Showing posts with label yom kippur. Show all posts
Showing posts with label yom kippur. Show all posts

Saturday, September 18, 2010

The Rash

I'm married almost 40 years and I still can't tell you where my wife stands on religion. She just won't talk about it. Maybe because I've been an avowed atheist since I was 14 – call it post Bar Mitzvah trauma. I grew up in a mixed household. My mother was from Eastern Europe and a traditional Jewish family. My dad was born here and is also Jewish but his pop was some kind of Marxist/atheist and my father was never even Bar Mitzvahed. So I had no male role model and jumped off the wagon as soon as I could.

Now my wife is Jewish too, but grew up in a secular household where religion was barely practiced, if at all. So it is not surprising that I never hear one word uttered about Judaism or any other religion.
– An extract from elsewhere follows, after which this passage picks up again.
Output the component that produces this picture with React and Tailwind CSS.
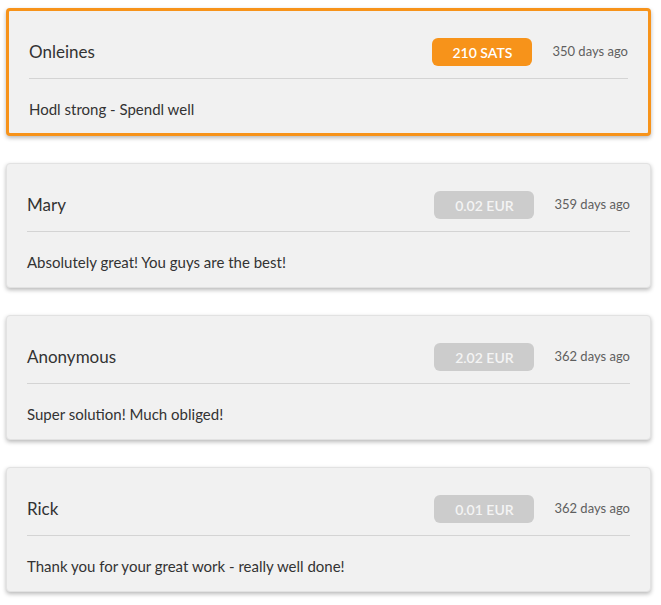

Except when it comes to Yom Kippur when a whole lot of fasting goes on in this house. Now since she seems to have no connection to religion otherwise, I probe for deeper meaning in this act of denial. Being perfect, she also has no sins to atone for. A shame since we live so close to the water and it would be so easy to stand at the sea wall facing Manhattan and just toss one sin after another into the bay. (I on the other hand, spend half my day there.)

I go along with this fasting business, not for religious reasons but to maybe lose a pound or two for at least one day. But beyond that is the fun of breaking the fast with a bunch of friends - oh that creamed herring with onions. And that giant tub of whitefish salad from Costcos, which has become the mecca of break the fast food - if you can't get into the lower east side to Russ and Daughters, where you can blow a years worth of pension checks on a pound of lox.

Well anyway, the source of this trying to be a Jew for one day a year goes back about 15 years I guess.

We used to go out the opening night of Yom Kippur with a bunch of other Jewish non-believers. Maybe it was an act of defiance. Or just that the restaurants are so empty. This one year we really went whole hog - we went to Tripoli, a Lebanese restaurant on Atlantic Avenue, on Yom Kipper eve. There must have been about 8 or 10 people - mostly all Jews. Just as the first course was being served, my wife broke out in a rash. Not a big deal. She is sensitive to certain foods and sometimes has a hive or two. But this rash really bothered her. Was it was just uncomfortable physically? Or was there a deeper psychological meaning for her discomfort?

Well that was all it took to take the yummy out of Yom Kippur. From that point on she has adhered to the basic Yom Kippur ritual of fasting. Nothing else mind you. No Shul or praying or anything like that. Even a bike ride is not out of the question. Maybe it is fear that if she eats anything on Yom Kippur the rash will return. So far it hasn't.